>>>>
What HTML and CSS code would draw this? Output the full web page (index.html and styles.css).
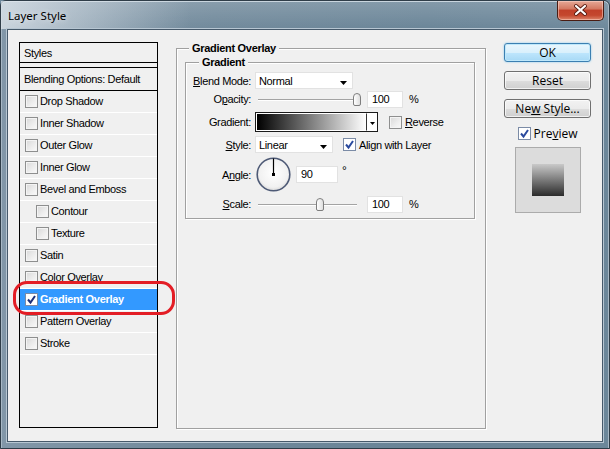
FILE: index.html
```html
<!DOCTYPE html>
<html>
<head>
<meta charset="utf-8">
<link rel="stylesheet" href="styles.css">
</head>
<body>
<div class="window">
  <div class="titlebar">
    <span class="title">Layer Style</span>
    <div class="close">
      <svg width="47" height="20" viewBox="0 0 47 20">
        <path d="M19 6 L28 14 M28 6 L19 14" stroke="#5a1d12" stroke-width="4" stroke-linecap="round"/>
        <path d="M19 6 L28 14 M28 6 L19 14" stroke="#fff" stroke-width="2.2" stroke-linecap="round"/>
      </svg>
    </div>
  </div>
  <div class="client">
    <div class="styles-list">
      <div class="list-head">Styles</div>
      <div class="list-blend">Blending Options: Default</div>
      <div class="item"><span class="cb"></span>Drop Shadow</div>
      <div class="item"><span class="cb"></span>Inner Shadow</div>
      <div class="item"><span class="cb"></span>Outer Glow</div>
      <div class="item"><span class="cb"></span>Inner Glow</div>
      <div class="item"><span class="cb"></span>Bevel and Emboss</div>
      <div class="item sub"><span class="cb"></span>Contour</div>
      <div class="item sub"><span class="cb"></span>Texture</div>
      <div class="item"><span class="cb"></span>Satin</div>
      <div class="item"><span class="cb"></span>Color Overlay</div>
      <div class="item selected"><span class="cb on"><svg width="11" height="11" viewBox="0 0 11 11"><path d="M2 5.5 L4.5 8.5 L9 2" fill="none" stroke="#1c2f7a" stroke-width="2"/></svg></span>Gradient Overlay</div>
      <div class="item"><span class="cb"></span>Pattern Overlay</div>
      <div class="item"><span class="cb"></span>Stroke</div>
    </div>

    <div class="group main-group">
      <span class="legend">Gradient Overlay</span>
      <div class="group sub-group">
        <span class="legend">Gradient</span>

        <div class="row r1">
          <span class="lbl"><u>B</u>lend Mode:</span>
          <div class="select w98"><span>Normal</span><svg class="arr" width="7" height="4" viewBox="0 0 7 4"><path d="M0 0 H7 L3.5 4 Z" fill="#000"/></svg></div>
        </div>

        <div class="row r2">
          <span class="lbl">O<u>p</u>acity:</span>
          <div class="slider"><span class="thumb" style="left:98px"></span></div>
          <div class="input w36">100</div>
          <span class="unit">%</span>
        </div>

        <div class="row r3">
          <span class="lbl">Gradient:</span>
          <div class="gradpick"><span class="grad"></span><span class="gdrop"><svg width="5" height="3" viewBox="0 0 5 3"><path d="M0 0 H5 L2.5 3 Z" fill="#000"/></svg></span></div>
          <span class="cb ml11"></span>
          <span class="cblbl"><u>R</u>everse</span>
        </div>

        <div class="row r4">
          <span class="lbl"><u>S</u>tyle:</span>
          <div class="select w78"><span>Linear</span><svg class="arr" width="7" height="4" viewBox="0 0 7 4"><path d="M0 0 H7 L3.5 4 Z" fill="#000"/></svg></div>
          <span class="cb on ml10"><svg width="11" height="11" viewBox="0 0 11 11"><path d="M2 5.5 L4.5 8.5 L9 2" fill="none" stroke="#2a4a9e" stroke-width="2"/></svg></span>
          <span class="cblbl">Align with Layer</span>
        </div>

        <div class="row r5">
          <span class="lbl">A<u>n</u>gle:</span>
          <svg class="dial" width="35" height="35" viewBox="0 0 35 35">
            <defs>
              <radialGradient id="dg" cx="50%" cy="45%" r="55%">
                <stop offset="0" stop-color="#ffffff"/>
                <stop offset="0.8" stop-color="#f1f1f1"/>
                <stop offset="1" stop-color="#d8d8d8"/>
              </radialGradient>
            </defs>
            <circle cx="17.5" cy="17.5" r="16.3" fill="url(#dg)" stroke="#4e5a76" stroke-width="1.6"/>
            <line x1="17.5" y1="1.5" x2="17.5" y2="17.5" stroke="#000" stroke-width="1.2"/>
            <rect x="16" y="16" width="3" height="3" fill="#000"/>
          </svg>
          <div class="input w42 ml5">90</div>
          <span class="deg">°</span>
        </div>

        <div class="row r6">
          <span class="lbl"><u>S</u>cale:</span>
          <div class="slider"><span class="thumb" style="left:61px"></span></div>
          <div class="input w36">100</div>
          <span class="unit">%</span>
        </div>
      </div>
    </div>

    <div class="side">
      <div class="btn ok"><span>OK</span></div>
      <div class="btn"><span>Reset</span></div>
      <div class="btn"><span>Ne<u>w</u> Style...</span></div>
      <div class="preview-row">
        <span class="cb on"><svg width="11" height="11" viewBox="0 0 11 11"><path d="M2 5.5 L4.5 8.5 L9 2" fill="none" stroke="#2a4a9e" stroke-width="2"/></svg></span>
        <span>Pre<u>v</u>iew</span>
      </div>
      <div class="preview"><span class="swatch"></span></div>
    </div>

    <div class="annot"></div>
  </div>
</div>
</body>
</html>
```

FILE: styles.css
```css
* { box-sizing: border-box; }
html, body { margin: 0; padding: 0; }
body {
  width: 610px;
  height: 449px;
  overflow: hidden;
  font-family: "Liberation Sans", Arial, sans-serif;
  font-size: 11px;
  letter-spacing: -0.35px;
  color: #000;
  background: #6e889b;
}
u { text-decoration-thickness: 1px; text-underline-offset: 1px; }

.window {
  width: 610px;
  height: 449px;
  display: flex;
  flex-direction: column;
  border: 1px solid #2f3d48;
  border-radius: 6px 6px 0 0;
  background:
    linear-gradient(180deg, rgba(255,255,255,0.18) 0, rgba(255,255,255,0) 30px),
    linear-gradient(90deg, #8297a8 0%, #6f889a 35%, #698497 70%, #6c879a 100%);
  box-shadow: inset 0 1px 0 #c9d5de, inset 1px 0 0 #a8b8c5, inset -1px 0 0 #a8b8c5;
}

.titlebar {
  height: 28px;
  flex: none;
  display: flex;
  align-items: center;
  padding-left: 7px;
  background: linear-gradient(90deg, rgba(225,232,238,0.75) 0, rgba(225,232,238,0.45) 70px, rgba(225,232,238,0) 190px);
}
.title {
  font-family: "Noto Sans", "Open Sans", sans-serif;
  font-size: 11.5px;
  letter-spacing: 0;
  color: #000;
  text-shadow: 0 0 6px rgba(255,255,255,0.8);
}
.close {
  margin-left: auto;
  margin-right: 5px;
  align-self: flex-start;
  width: 47px;
  height: 20px;
  border: 1px solid #4a1c12;
  border-top: none;
  border-radius: 0 0 5px 5px;
  background: linear-gradient(180deg, #e6a896 0%, #d47a63 40%, #c1412a 50%, #c4472e 75%, #dc8469 100%);
  box-shadow: inset 0 0 0 1px rgba(255,220,210,0.5);
  overflow: hidden;
}
.close svg { display: block; margin: -1px 0 0 -1px; }

.client {
  position: relative;
  flex: 1;
  margin: 0 6px 6px 6px;
  border: 1px solid #46596a;
  box-shadow: 0 0 0 1px #b7c6d2;
  background: #f0f0f0;
  display: flex;
  align-items: flex-start;
  padding: 12px 0 0 11px;
}

/* Styles list */
.styles-list {
  width: 139px;
  height: 386px;
  flex: none;
  border: 1px solid #000;
  background: #f0f0f0;
}
.list-head {
  height: 20px;
  border-bottom: 1px solid #000;
  padding-left: 4px;
  line-height: 20px;
}
.list-blend {
  margin-top: 4px;
  height: 24px;
  border-top: 1px solid #000;
  border-bottom: 1px solid #000;
  padding-left: 4px;
  line-height: 22px;
}
.item {
  height: 22px;
  border-bottom: 1px solid #fff;
  display: flex;
  align-items: center;
  padding-left: 5px;
  padding-bottom: 1px;
}
.item.sub { padding-left: 16px; }
.item .cb { margin-right: 2px; }
.item.selected {
  background: #3399ff;
  color: #fff;
  font-weight: bold;
  letter-spacing: -0.3px;
}

.cb {
  width: 13px;
  height: 13px;
  flex: none;
  display: inline-block;
  border: 1px solid #8e8f8f;
  background: linear-gradient(135deg, #d8d8d8 0%, #eeeeee 60%, #fafafa 100%);
  box-shadow: inset 0 0 0 1px #f4f4f4;
}
.cb.on {
  background: #fff;
  box-shadow: none;
  border-color: #7b8ba6;
}
.cb svg { display: block; }

/* Groups */
.group {
  position: relative;
  border: 1px solid #a0a0a0;
  box-shadow: inset 1px 1px 0 #fff, 1px 1px 0 #fff;
}
.legend {
  position: absolute;
  top: -8px;
  background: #f0f0f0;
  padding: 0 3px;
  font-weight: bold;
  line-height: 14px;
  letter-spacing: -0.3px;
}
.main-group {
  width: 310px;
  height: 381px;
  flex: none;
  margin: 6px 0 0 18px;
}
.main-group > .legend { left: 12px; }
.sub-group {
  margin: 13px 10px 0 8px;
  height: 157px;
  padding-top: 9px;
}
.sub-group > .legend { left: 13px; }

.row {
  display: flex;
  align-items: center;
}
.r1 { height: 17px; }
.r2 { height: 16px; margin-top: 2px; }
.r3 { height: 20px; margin-top: 5px; }
.r4 { height: 17px; margin-top: 4px; }
.r5 { height: 35px; margin-top: 4px; }
.r6 { height: 18px; margin-top: 3px; }

.lbl {
  width: 65px;
  flex: none;
  text-align: right;
  margin-right: 4px;
}
.select {
  height: 17px;
  background: #fff;
  border: 1px solid #e2e2e2;
  display: flex;
  align-items: center;
  padding-left: 3px;
  position: relative;
}
.select .arr { margin-left: auto; margin-right: 5px; margin-top: 5px; }
.w98 { width: 98px; }
.w78 { width: 78px; }
.w36 { width: 36px; }
.w42 { width: 42px; }
.input {
  height: 17px;
  background: #fff;
  border: 1px solid #e2e2e2;
  padding-left: 4px;
  line-height: 15px;
  margin-left: 6px;
}
.ml5 { margin-left: 5px; }
.ml10 { margin-left: 10px; }
.ml11 { margin-left: 11px; }
.unit { margin-left: 6px; }
.deg { margin-left: 4px; align-self: flex-start; margin-top: 7px; font-size: 12px; }
.cblbl { margin-left: 3px; }

.slider {
  position: relative;
  width: 106px;
  height: 16px;
  flex: none;
}
.slider::before {
  content: "";
  position: absolute;
  left: 3px;
  right: 4px;
  top: 8px;
  height: 1px;
  background: #a3a3a3;
  box-shadow: 0 1px 0 #fff;
}
.thumb {
  position: absolute;
  top: 2px;
  width: 8px;
  height: 13px;
  border: 1px solid #7e7e7e;
  border-radius: 4px 4px 2px 2px;
  background: linear-gradient(90deg, #ffffff, #dedede);
}

.gradpick {
  width: 123px;
  height: 20px;
  border: 1px solid #1b1b1b;
  display: flex;
  background: #fff;
}
.grad {
  flex: 1;
  background: linear-gradient(90deg, #000 0%, #fff 100%);
  border: 1px solid #fff;
  border-right: 1px solid #333;
}
.gdrop {
  width: 10px;
  display: flex;
  align-items: center;
  justify-content: center;
  padding-top: 2px;
}
.gdrop svg { display: block; }

.dial { display: block; flex: none; margin-left: 1px; }

/* Side */
.side {
  width: 87px;
  flex: none;
  margin: 1px 0 0 18px;
  display: flex;
  flex-direction: column;
  align-items: center;
  font-family: "Open Sans", "Noto Sans", sans-serif;
  font-size: 12px;
  letter-spacing: 0;
}
.btn {
  width: 87px;
  height: 19px;
  border: 1px solid #707070;
  border-radius: 3px;
  background: linear-gradient(180deg, #f2f2f2 0%, #ebebeb 50%, #dddddd 51%, #cfcfcf 100%);
  box-shadow: inset 0 0 0 1px rgba(255,255,255,0.7);
  display: flex;
  align-items: center;
  justify-content: center;
  line-height: 17px;
  margin-bottom: 9px;
}
.btn.ok {
  border-color: #3c7fb1;
  background: linear-gradient(180deg, #eaf6fd 0%, #d9f0fc 50%, #bee6fd 51%, #a7d9f5 100%);
  box-shadow: inset 0 0 0 1px #bfe8fb, 0 0 2px #7cc6ef;
}
.preview-row {
  display: flex;
  align-items: center;
  height: 14px;
  gap: 3px;
  margin-top: -1px;
}
.preview {
  margin-top: 7px;
  width: 66px;
  height: 66px;
  border: 1px solid #ababab;
  background: #dcdcdc;
  display: flex;
  align-items: center;
  justify-content: center;
}
.swatch {
  width: 32px;
  height: 32px;
  background: linear-gradient(180deg, #c9c9c9 0%, #2b2b2b 100%);
}

.annot {
  position: absolute;
  left: 5px;
  top: 251px;
  width: 162px;
  height: 34px;
  border: 3px solid #e31d25;
  border-radius: 14px;
}
```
<<<<
TASK REQUIREMENTS
Look over the material above and show each line where "index" appears.

ANSWER TO THE PROBLEM
What HTML and CSS code would draw this? Output the full web page (index.html and styles.css).
FILE: index.html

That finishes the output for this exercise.